Indeed "change" has become Mau's big theme. His ambitions are increasingly interdisciplinary. He employs a much broader range of talents on his staff than is usual in graphic design. In 2003, he started the Institute without Boundaries, a one-year educational project based in his Toronto studio. The first intake had backgrounds in journalism, psychology, science, publishing, communications and architecture, as well as design, and they lent their skills to a project that Mau calls, with his usual flair for understatement, "Massive Change". One outcome was a weekly radio programme; another a series of posters making such promises as "we will design intelligence into material, and liberate form from matter". (Law 48: Assume formlessness.) Mau's avowed desire to provide the world with food, health and unlimited supplies of energy suggests nothing so much as a new claimant to Buckminster Fuller's crown. A visit to the "Massive Change" website confirms the vast sweep of the project, which seeks to address design's capacity to plan and produce outcomes, and transform every aspect of daily life. The project will generate another big book and an exhibition that will open in Vancouver in June 2004, before travelling. A feature film is also planned, as well as an online forum and a series of public events.

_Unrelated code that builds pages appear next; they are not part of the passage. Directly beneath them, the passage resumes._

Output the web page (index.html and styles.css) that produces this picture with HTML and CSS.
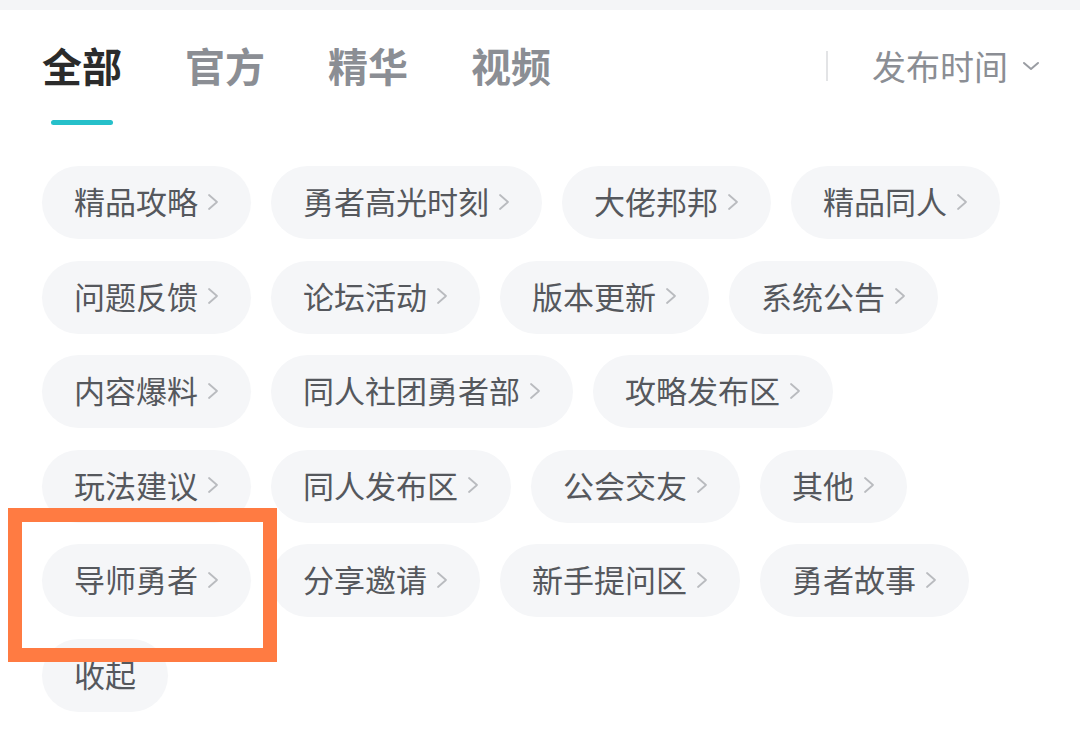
FILE: index.html
```html
<!DOCTYPE html>
<html lang="zh-CN">
<head>
<meta charset="utf-8">
<link rel="stylesheet" href="styles.css">
</head>
<body>
<div class="topbar"></div>
<div class="tabs-row">
  <div class="tab active"><span class="tab-label">全部</span><span class="tab-line"></span></div>
  <div class="tab"><span class="tab-label">官方</span><span class="tab-line"></span></div>
  <div class="tab"><span class="tab-label">精华</span><span class="tab-line"></span></div>
  <div class="tab"><span class="tab-label">视频</span><span class="tab-line"></span></div>
  <div class="sort">
    <span class="sort-sep"></span>
    <span class="sort-label">发布时间</span>
    <svg class="sort-chev" width="18" height="10" viewBox="0 0 18 10"><path d="M2 2 L9 8 L16 2" fill="none" stroke="#9a9da3" stroke-width="2" stroke-linecap="round" stroke-linejoin="round"/></svg>
  </div>
</div>
<div class="chips">
  <div class="chip">精品攻略<svg class="chev" width="12" height="20" viewBox="0 0 12 20"><path d="M2 3 L10 10 L2 17" fill="none" stroke="#b9bbbf" stroke-width="1.8" stroke-linecap="round" stroke-linejoin="round"/></svg></div>
  <div class="chip">勇者高光时刻<svg class="chev" width="12" height="20" viewBox="0 0 12 20"><path d="M2 3 L10 10 L2 17" fill="none" stroke="#b9bbbf" stroke-width="1.8" stroke-linecap="round" stroke-linejoin="round"/></svg></div>
  <div class="chip">大佬邦邦<svg class="chev" width="12" height="20" viewBox="0 0 12 20"><path d="M2 3 L10 10 L2 17" fill="none" stroke="#b9bbbf" stroke-width="1.8" stroke-linecap="round" stroke-linejoin="round"/></svg></div>
  <div class="chip">精品同人<svg class="chev" width="12" height="20" viewBox="0 0 12 20"><path d="M2 3 L10 10 L2 17" fill="none" stroke="#b9bbbf" stroke-width="1.8" stroke-linecap="round" stroke-linejoin="round"/></svg></div>
  <div class="chip">问题反馈<svg class="chev" width="12" height="20" viewBox="0 0 12 20"><path d="M2 3 L10 10 L2 17" fill="none" stroke="#b9bbbf" stroke-width="1.8" stroke-linecap="round" stroke-linejoin="round"/></svg></div>
  <div class="chip">论坛活动<svg class="chev" width="12" height="20" viewBox="0 0 12 20"><path d="M2 3 L10 10 L2 17" fill="none" stroke="#b9bbbf" stroke-width="1.8" stroke-linecap="round" stroke-linejoin="round"/></svg></div>
  <div class="chip">版本更新<svg class="chev" width="12" height="20" viewBox="0 0 12 20"><path d="M2 3 L10 10 L2 17" fill="none" stroke="#b9bbbf" stroke-width="1.8" stroke-linecap="round" stroke-linejoin="round"/></svg></div>
  <div class="chip">系统公告<svg class="chev" width="12" height="20" viewBox="0 0 12 20"><path d="M2 3 L10 10 L2 17" fill="none" stroke="#b9bbbf" stroke-width="1.8" stroke-linecap="round" stroke-linejoin="round"/></svg></div>
  <div class="chip">内容爆料<svg class="chev" width="12" height="20" viewBox="0 0 12 20"><path d="M2 3 L10 10 L2 17" fill="none" stroke="#b9bbbf" stroke-width="1.8" stroke-linecap="round" stroke-linejoin="round"/></svg></div>
  <div class="chip">同人社团勇者部<svg class="chev" width="12" height="20" viewBox="0 0 12 20"><path d="M2 3 L10 10 L2 17" fill="none" stroke="#b9bbbf" stroke-width="1.8" stroke-linecap="round" stroke-linejoin="round"/></svg></div>
  <div class="chip">攻略发布区<svg class="chev" width="12" height="20" viewBox="0 0 12 20"><path d="M2 3 L10 10 L2 17" fill="none" stroke="#b9bbbf" stroke-width="1.8" stroke-linecap="round" stroke-linejoin="round"/></svg></div>
  <div class="chip">玩法建议<svg class="chev" width="12" height="20" viewBox="0 0 12 20"><path d="M2 3 L10 10 L2 17" fill="none" stroke="#b9bbbf" stroke-width="1.8" stroke-linecap="round" stroke-linejoin="round"/></svg></div>
  <div class="chip">同人发布区<svg class="chev" width="12" height="20" viewBox="0 0 12 20"><path d="M2 3 L10 10 L2 17" fill="none" stroke="#b9bbbf" stroke-width="1.8" stroke-linecap="round" stroke-linejoin="round"/></svg></div>
  <div class="chip">公会交友<svg class="chev" width="12" height="20" viewBox="0 0 12 20"><path d="M2 3 L10 10 L2 17" fill="none" stroke="#b9bbbf" stroke-width="1.8" stroke-linecap="round" stroke-linejoin="round"/></svg></div>
  <div class="chip">其他<svg class="chev" width="12" height="20" viewBox="0 0 12 20"><path d="M2 3 L10 10 L2 17" fill="none" stroke="#b9bbbf" stroke-width="1.8" stroke-linecap="round" stroke-linejoin="round"/></svg></div>
  <div class="chip">导师勇者<svg class="chev" width="12" height="20" viewBox="0 0 12 20"><path d="M2 3 L10 10 L2 17" fill="none" stroke="#b9bbbf" stroke-width="1.8" stroke-linecap="round" stroke-linejoin="round"/></svg></div>
  <div class="chip">分享邀请<svg class="chev" width="12" height="20" viewBox="0 0 12 20"><path d="M2 3 L10 10 L2 17" fill="none" stroke="#b9bbbf" stroke-width="1.8" stroke-linecap="round" stroke-linejoin="round"/></svg></div>
  <div class="chip">新手提问区<svg class="chev" width="12" height="20" viewBox="0 0 12 20"><path d="M2 3 L10 10 L2 17" fill="none" stroke="#b9bbbf" stroke-width="1.8" stroke-linecap="round" stroke-linejoin="round"/></svg></div>
  <div class="chip">勇者故事<svg class="chev" width="12" height="20" viewBox="0 0 12 20"><path d="M2 3 L10 10 L2 17" fill="none" stroke="#b9bbbf" stroke-width="1.8" stroke-linecap="round" stroke-linejoin="round"/></svg></div>
  <div class="chip">收起</div>
</div>
<div class="highlight"></div>
</body>
</html>
```

FILE: styles.css
```css
html, body {
  margin: 0;
  padding: 0;
  background: #ffffff;
  font-family: "Noto Sans CJK SC", "Noto Sans", sans-serif;
}
body {
  position: relative;
  width: 1080px;
  height: 744px;
  overflow: hidden;
}
.topbar {
  height: 10px;
  background: #f4f5f7;
}
.tabs-row {
  display: flex;
  align-items: flex-start;
  padding: 26px 40px 0 42px;
}
.tab {
  display: flex;
  flex-direction: column;
  align-items: center;
  margin-right: 63px;
}
.tab-label {
  font-size: 40px;
  line-height: 58px;
  font-weight: 700;
  color: #8b8e94;
}
.tab.active .tab-label {
  color: #2b2b2b;
}
.tab-line {
  width: 62px;
  height: 5px;
  border-radius: 3px;
  margin-top: 26px;
  background: transparent;
}
.tab.active .tab-line {
  background: #26c0ca;
}
.sort {
  margin-left: auto;
  display: flex;
  align-items: center;
  height: 60px;
}
.sort-sep {
  width: 2px;
  height: 30px;
  background: #e3e4e6;
  margin-right: 44px;
}
.sort-label {
  font-size: 34px;
  line-height: 58px;
  color: #8b8e94;
}
.sort-chev {
  margin-left: 14px;
}
.chips {
  display: flex;
  flex-wrap: wrap;
  gap: 21.5px 20px;
  padding: 41px 42px 0 42px;
}
.chip {
  display: flex;
  align-items: center;
  box-sizing: border-box;
  height: 73px;
  padding: 0 32px 4px 32px;
  border-radius: 37px;
  background: #f5f6f8;
  color: #55585d;
  font-size: 31px;
  line-height: 69px;
}
.chev {
  margin-left: 9px;
  margin-top: 2px;
}
.highlight {
  position: absolute;
  left: 8px;
  top: 508px;
  width: 269px;
  height: 154px;
  box-sizing: border-box;
  border: 14px solid #ff7b42;
}
```
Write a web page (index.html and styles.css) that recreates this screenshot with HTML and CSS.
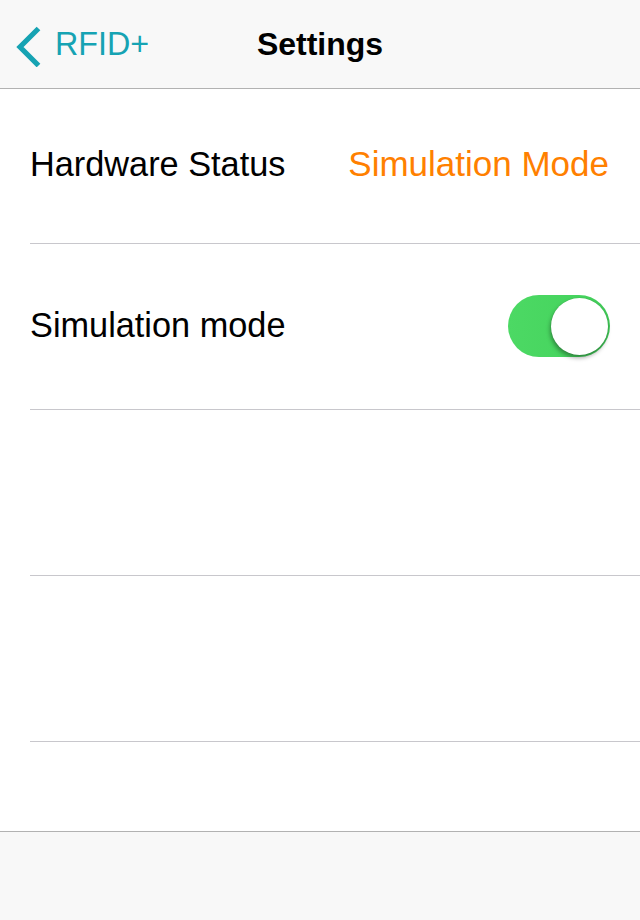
FILE: index.html
```html
<!DOCTYPE html>
<html>
<head>
<meta charset="utf-8">
<link rel="stylesheet" href="styles.css">
</head>
<body>
<div class="screen">
  <header class="nav">
    <div class="back">
      <svg class="chev" width="30" height="44" viewBox="0 0 30 44"><path d="M23.5 5.5 L5 24 L23.5 42.5" fill="none" stroke="#16a3b3" stroke-width="5.2" stroke-linejoin="miter"/></svg>
      <span class="back-label">RFID+</span>
    </div>
    <div class="title">Settings</div>
  </header>
  <main class="list">
    <div class="row row-first">
      <div class="row-inner">
        <span class="label">Hardware Status</span>
        <span class="value">Simulation Mode</span>
      </div>
    </div>
    <div class="row">
      <div class="row-inner">
        <span class="label">Simulation mode</span>
        <span class="switch"><span class="knob"></span></span>
      </div>
    </div>
    <div class="row"><div class="row-inner"></div></div>
    <div class="row"><div class="row-inner"></div></div>
  </main>
  <footer class="toolbar"></footer>
</div>
</body>
</html>
```
FILE: styles.css
```css
html, body {
  margin: 0;
  padding: 0;
  background: #ffffff;
}
body {
  font-family: "Liberation Sans", Arial, sans-serif;
}
.screen {
  width: 640px;
  height: 920px;
  display: flex;
  flex-direction: column;
  overflow: hidden;
}
.nav {
  height: 88px;
  flex: 0 0 88px;
  background: #f8f8f8;
  border-bottom: 1px solid #b2b2b2;
  position: relative;
  display: flex;
  align-items: center;
}
.back {
  display: flex;
  align-items: center;
  padding-left: 15px;
  height: 88px;
}
.chev {
  display: block;
  margin-top: 1px;
}
.back-label {
  font-size: 32.3px;
  color: #16a3b3;
  margin-left: 10px;
  line-height: 40px;
}
.title {
  position: absolute;
  left: 0;
  right: 0;
  top: 0;
  height: 88px;
  line-height: 88px;
  text-align: center;
  font-size: 32px;
  font-weight: bold;
  color: #000;
  pointer-events: none;
}
.list {
  flex: 1 1 auto;
  display: flex;
  flex-direction: column;
  background: #fff;
}
.row {
  padding-left: 30px;
}
.row-inner {
  border-bottom: 1px solid #c8c7cc;
  display: flex;
  align-items: center;
  justify-content: space-between;
  padding-right: 30px;
  padding-bottom: 4px;
  box-sizing: border-box;
  height: 166px;
}
.row-first .row-inner {
  height: 155px;
  padding-bottom: 4px;
}
.label {
  font-size: 34.3px;
  line-height: 40px;
  color: #000;
}
.value {
  font-size: 35px;
  line-height: 40px;
  color: #ff8000;
  margin-right: 1px;
}
.switch {
  position: relative;
  width: 102px;
  height: 62px;
  border-radius: 31px;
  background: linear-gradient(90deg, #4cd964 0%, #46d45e 70%, #3fc756 100%);
  margin-top: 2px;
}
.knob {
  position: absolute;
  right: 2px;
  top: 3px;
  width: 57px;
  height: 57px;
  border-radius: 50%;
  background: #fff;
  box-shadow: -1px 3px 4px rgba(0,0,0,0.35), 0 0 0 0.5px rgba(0,0,0,0.08);
}
.toolbar {
  height: 88px;
  flex: 0 0 88px;
  background: #f8f8f8;
  border-top: 1px solid #b2b2b2;
}
```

Delusions of grandeur? (Law 32: Play to people's fantasies.) Or a public-spirited, visionary, grand project? (Law 23: Concentrate your forces.) The website, with sections about urbanism, transportation, manufacturing, energy and materials, is certainly impressive. Few designers would dream of initiating a project this wide-ranging, and fewer still could pull off even the early stages with this degree of conviction. The pursuit of power is never very edifying. It's often impossible to disentangle self-interest from the positive outcomes that the possession of power makes possible. That's just the way it is. Law 39: Stir up waters to catch fish.